States can make energy efficiency a real resource today by passing laws and regulatory orders that create measured savings programs, and ensure that these savings are properly valued in the context of cost-effectiveness systems focused on system and ratepayer benefits. The good news is that some states are already doing this (and it’s often not the ones you think). Both Kansas and Louisiana, for example, have established a preference for energy efficiency programs to be measured. Frameworks like Total System Benefits (adopted by California, for example), and tools like the National Standard Practice Manual are providing ways for states (like Maryland and Michigan) to move beyond out-dated cost-effectiveness frameworks.

One of the best, near-term opportunities is for states to shift existing energy efficiency budgets to measured savings programs. States including California, New Jersey, and New York have started doing this — but more states need to shift towards measured savings if we are going to truly tackle load growth challenges. Additionally, states should opt to offer the measured approach when rolling out the Inflation Reduction Act HOMES Program — which many states from California to Florida have opted to do. 

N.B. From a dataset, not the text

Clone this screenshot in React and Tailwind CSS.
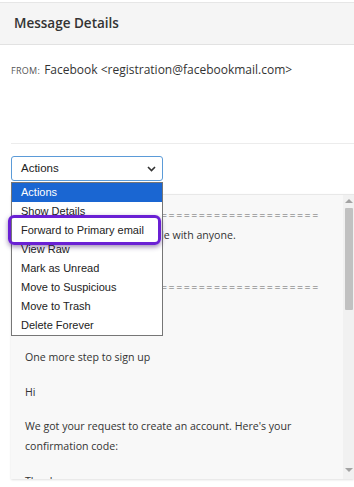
import React from "react";

const options = [
  "Actions",
  "Show Details",
  "Forward to Primary email",
  "View Raw",
  "Mark as Unread",
  "Move to Suspicious",
  "Move to Trash",
  "Delete Forever",
];

const rule = "=======================================";

function Scrollbar() {
  return (
    <div className="w-[11px] bg-[#f1f1f1] flex flex-col items-center shrink-0">
      <svg width="8" height="6" viewBox="0 0 8 6" className="mt-[3px]">
        <path d="M0 5 L4 1 L8 5 Z" fill="#a3a3a3" />
      </svg>
      <div className="w-[8px] h-[102px] mt-[4px] bg-[#c1c1c1] rounded-[1px]" />
      <div className="flex-1" />
      <svg width="8" height="6" viewBox="0 0 8 6" className="mb-[6px]">
        <path d="M0 1 L4 5 L8 1 Z" fill="#a3a3a3" />
      </svg>
    </div>
  );
}

export default function App() {
  return (
    <div
      className="relative w-[354px] h-[487px] overflow-hidden bg-white text-[#333]"
      style={{ fontFamily: "'Open Sans', 'Noto Sans', sans-serif" }}
    >
      {/* header */}
      <div className="h-[3px] bg-white border-b border-[#e6e6e6]" />
      <div className="h-[42px] bg-[#f5f5f5] border-b border-[#e2e2e2] flex items-center px-[14px]">
        <h1 className="text-[13.5px] font-semibold text-[#333]">Message Details</h1>
      </div>

      {/* from */}
      <div className="px-[11px] pt-[16px] flex items-baseline gap-[4px]">
        <span className="text-[9px] uppercase tracking-[0.3px] text-[#555]">From:</span>
        <span className="text-[12px] text-[#333]">Facebook &lt;registration@facebookmail.com&gt;</span>
      </div>

      <div className="ml-[11px] mt-[64px] border-t border-[#ececec]" />

      {/* select */}
      <div className="ml-[11px] mt-[12px] w-[152px] h-[25px] border border-[#5b9bd8] rounded-[3px] flex items-center justify-between pl-[9px] pr-[6px]">
        <span className="text-[11.5px] text-[#222]" style={{ fontFamily: "'Liberation Sans', Arial, sans-serif" }}>Actions</span>
        <svg width="9" height="6" viewBox="0 0 9 6">
          <path d="M1 1 L4.5 4.5 L8 1" fill="none" stroke="#333" strokeWidth="1.6" />
        </svg>
      </div>

      {/* message body */}
      <div className="ml-[11px] mt-[13px] h-[285px] bg-[#f8f8f8] border-t border-[#e8e8e8] shadow-[0_1px_2px_rgba(0,0,0,0.12)] flex">
        <div className="flex-1 pl-[14px] pr-[14px] pt-[10px] text-[10.6px] leading-[20px] text-[#333] overflow-hidden">
          <p className="text-[#666] tracking-[1.5px] whitespace-nowrap">{rule}</p>
          <p>Please do not share this code with anyone.</p>
          <p className="h-[32px]" />
          <p className="text-[#666] tracking-[1.5px] whitespace-nowrap">{rule}</p>
          <p className="h-[50px]" />
          <p className="mb-[15px]">One more step to sign up</p>
          <p className="mb-[14px]">Hi</p>
          <p className="mb-[15px]">We got your request to create an account. Here&apos;s your confirmation code:</p>
          <p>Thanks,</p>
        </div>
        <Scrollbar />
      </div>

      {/* open dropdown list */}
      <ul
        className="absolute left-[11px] top-[182px] w-[152px] bg-white border border-[#767676] text-[11px] text-[#222]"
        style={{ fontFamily: "'Liberation Sans', Arial, sans-serif" }}
      >
        {options.map((o, i) => (
          <li
            key={o}
            className={`h-[19px] leading-[19px] pl-[9px] ${i === 0 ? "bg-[#1a66d2] text-white" : ""}`}
          >
            {o}
          </li>
        ))}
      </ul>

      {/* highlight */}
      <div className="absolute left-[8px] top-[215px] w-[153px] h-[30px] border-[3px] border-[#6a20d4] rounded-[6px] shadow-[0_2px_5px_rgba(40,0,90,0.45)]" />
    </div>
  );
}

The forthcoming load growth is real — and this makes energy efficiency more important than ever. But we have to optimize its full potential and value, and that requires moving as much as possible toward measured savings programs that incentivize verifiable energy reductions. We can’t afford energy efficiency programs that meet noble compliance goals but do not tangibly (and measurably) contribute to our energy system. Ensuring that energy efficiency gets real is the way forward — for affordability, grid reliability, and competitiveness as electricity growth ramps up in the years to come.